Now, authorities say, they have dismantled an operation that might have put as much as $3 million worth of painkillers on the streets of southeastern Ohio with the arrest on Friday of a former Detroit police officer. He is accused of being the architect of the business and the supplier.
As if unraveling a sweater, investigators tugged at each lead they came across after that tip, trying to trace the criminal enterprise. They had so far arrested nearly a dozen suspects — including a former Chauncey, Ohio, police chief — but there had been nothing quite like what happened on Friday.
That’s when, on the order of Athens County Prosecutor Keller Blackburn and armed with a 12-count indictment that includes racketeering, drug-possession and aggravated drug-trafficking charges, authorities arrested Brandon Jorge Allen at Atlanta’s Hartsfield-Jackson International Airport.
Blackburn, speaking by phone yesterday from Detroit, where he was overseeing the issuance of a search warrant, said that Allen, 29, was trying to leave the country. The U.S. Marshals Service, U.S. Customs and Border Protection and the Department of Homeland Security helped to stop him.
Federal authorities said yesterday they aren’t sure when Allen will be brought back to Ohio to answer to the charges.
How did an ex-cop from Michigan — one who in 2008 pleaded guilty to extortion charges stemming from an attempt to force a store clerk to pay to avoid arrest — end up in Athens?
“Mr. Allen said Athens County was a gold mine,” Blackburn said.
“For years, he’s been the source of a drug that is ruining the lives of our citizens.”

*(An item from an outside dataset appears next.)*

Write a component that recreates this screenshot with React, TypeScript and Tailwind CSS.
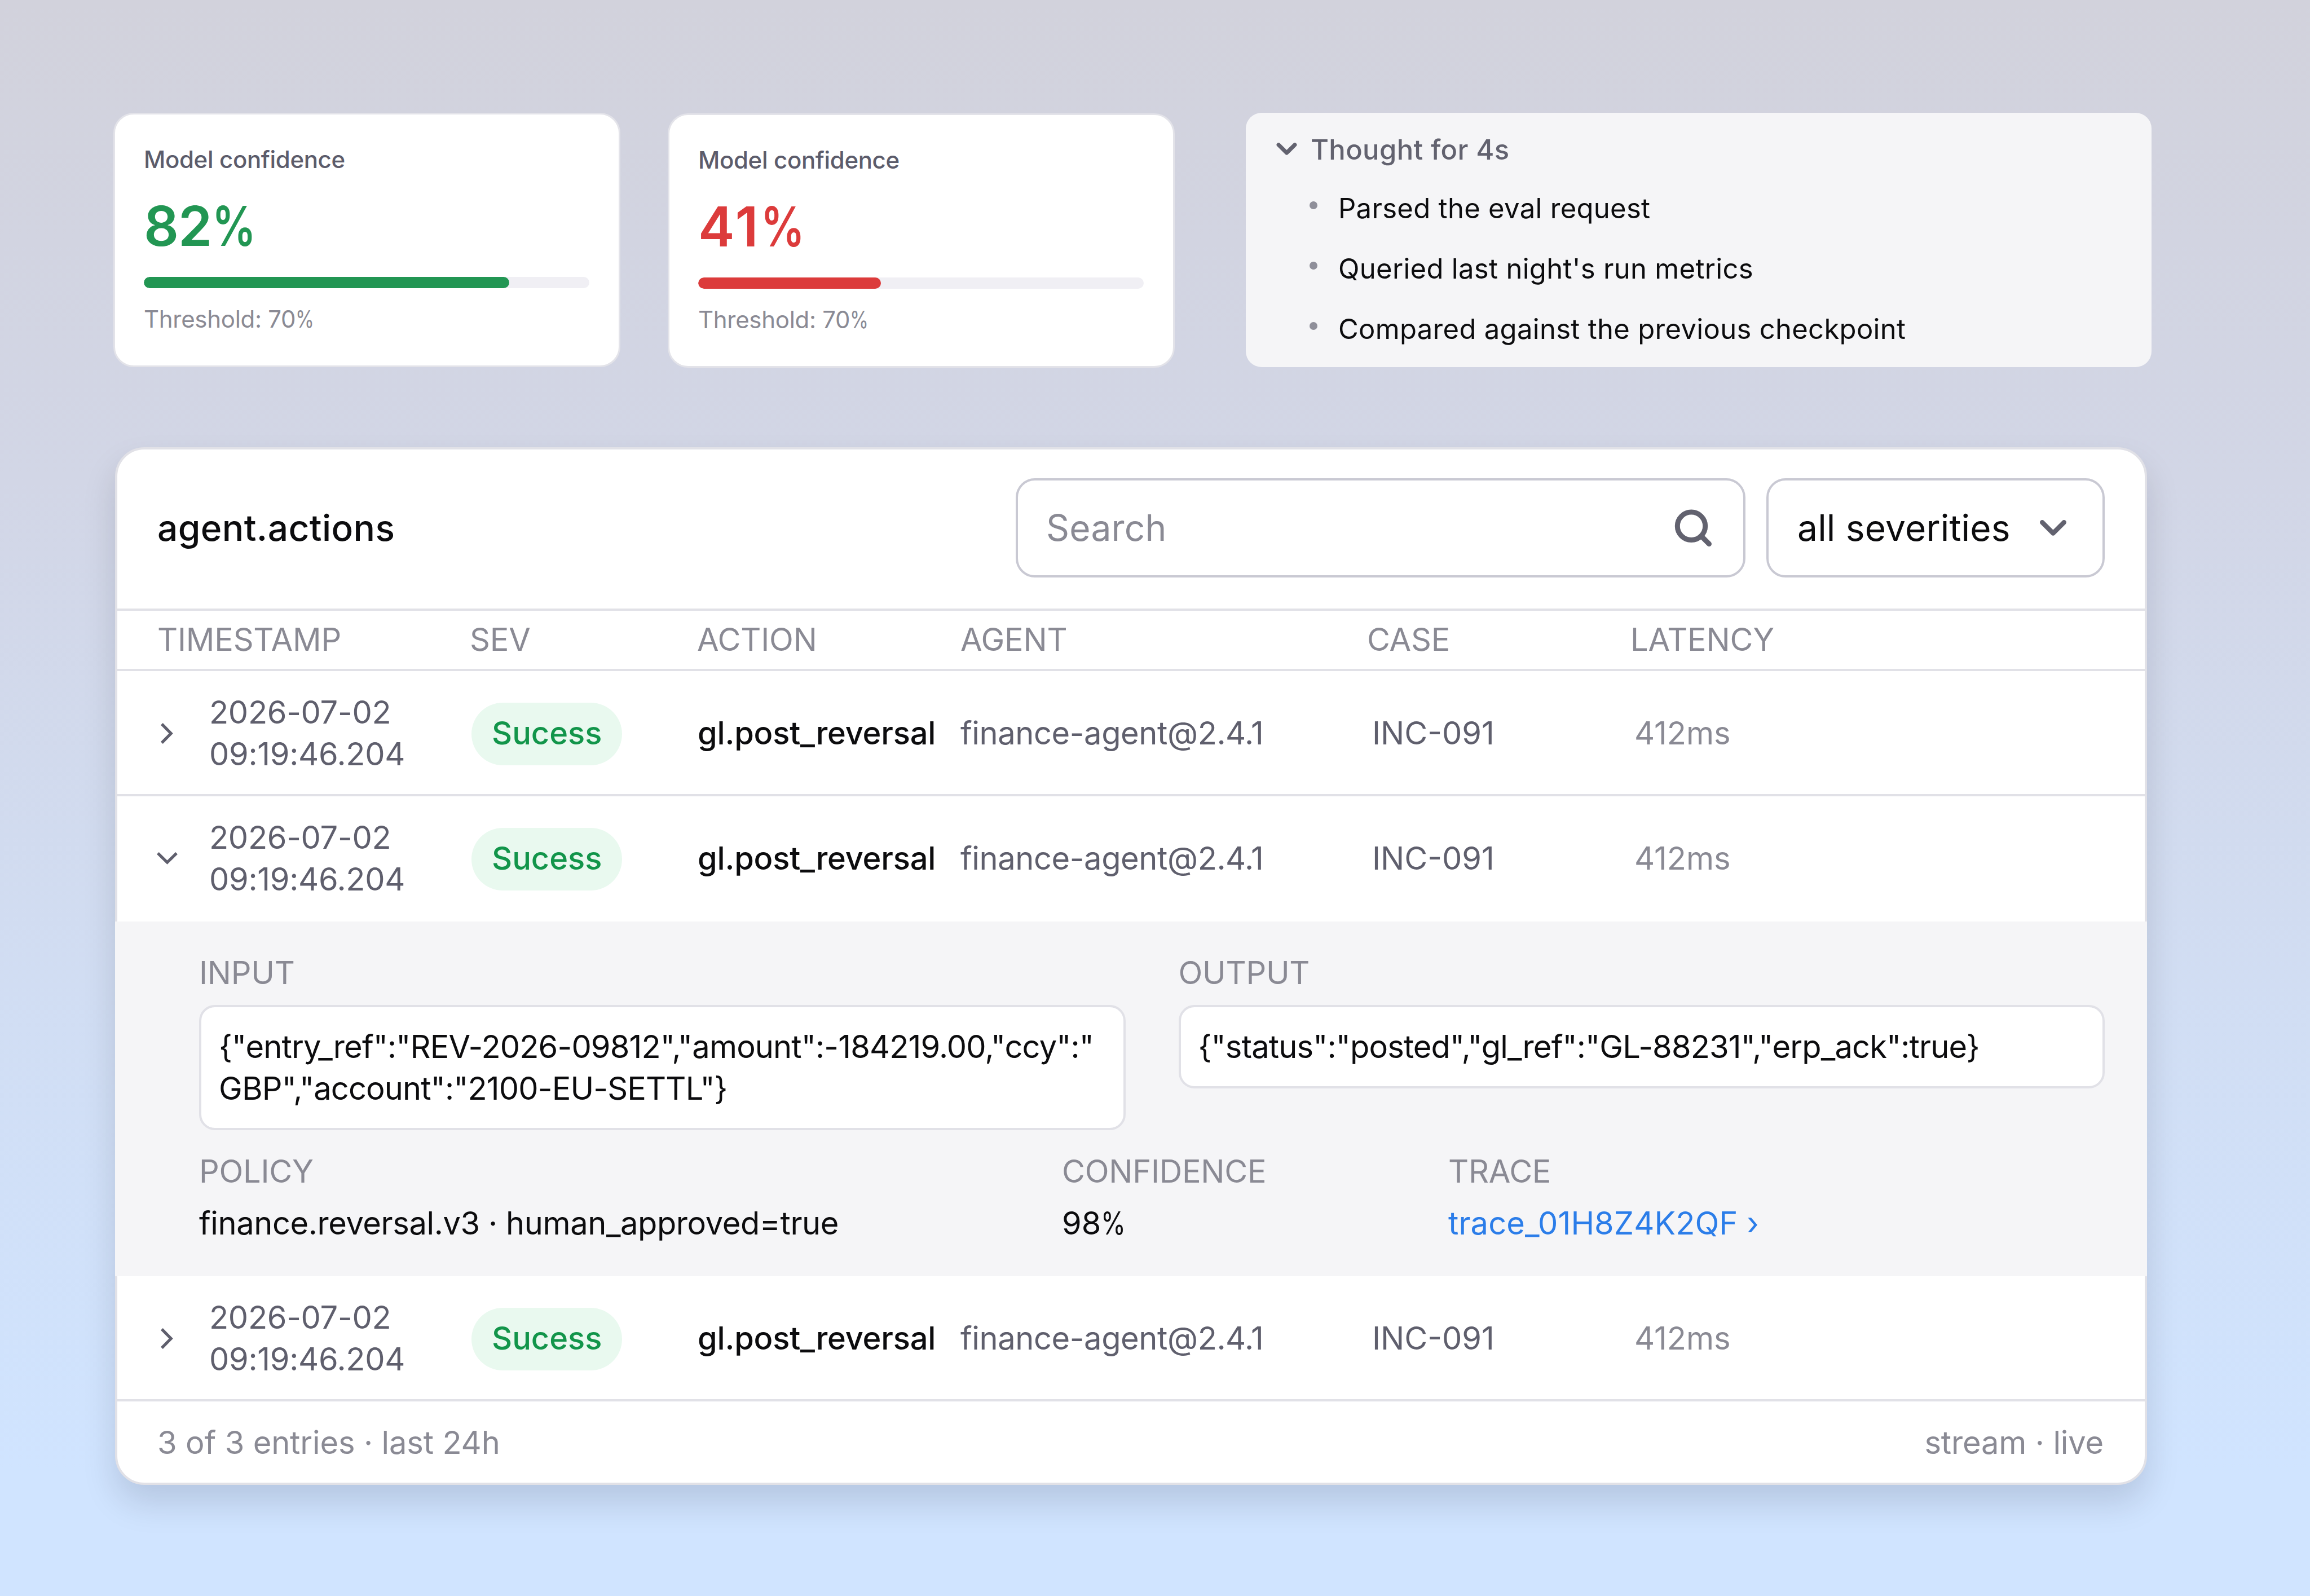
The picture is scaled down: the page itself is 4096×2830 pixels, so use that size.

The indictment says the drug ring dealt almost exclusively in the high-powered painkiller oxycodone, which generally sells for about $1 a milligram on the streets.
Svea Maxwell is prevention coordinator with the
317 Board, which oversees addiction and mental-health services in Athens, Hocking and Vinton counties.
She said these recent high-profile drug arrests are making a difference: “The community is happy to see the action.”
Many agencies are working together to make a dent in the drug business, and that’s great, she said, but she hopes an equal focus is put on treatment in the aftermath of the criminal cases.
“We hope this opens roads and pathways to get people help,” she said. “The crime comes from people trying to feed their own addiction.”
Blackburn said that’s not the case with Allen. He’s a businessman, not an addict, the prosecutor said.
Records show that when Allen was convicted on a federal charge of “extortion under color of official right” in August 2008, he was sentenced to one day in prison and given credit for time served. The Athens indictment alleges that he started trafficking drugs in Athens County in early 2009.
Blackburn said this is the largest narcotics investigation ever undertaken locally. He said the entire operation centered on the village of Glouster but affected the nearby villages of Murray City, Nelsonville, The Plains and Chauncey, as well as communities in Meigs County.
He said locals would meet Allen or his runners in the parking lots of businesses on I-75 in Perrysburg in northern Ohio and carry the drugs back to Appalachia. Allen also sometimes traveled to Athens County himself.
After several Athens County residents were arrested in recent months, the road led to Detroit and Allen, who owns a business there called Star Status Music Group.
The cooperation of the others was critical to Allen’s arrest, Blackburn said.
“I think some people saw this train wasn’t stopping, and they decided to get first-class seats while some were still available,” he said.
Assistant Prosecutor John Haseley said the resources mustered locally for the investigation were unprecedented. Blackburn said that when time is factored in, it’s probably a $100,000 investigation so far, and it isn’t done.
It has taken detectives and prosecutors to West Virginia and South Carolina. Recorded jail calls and social-media accounts have played a key role in deciphering who is involved, Blackburn said.
The indictment shows that authorities are moving to take Allen’s business and personal property in Detroit and a 2004 Buick LeSabre through forfeiture. They also seized a 2014 Mercedes-Benz worth more than $100,000.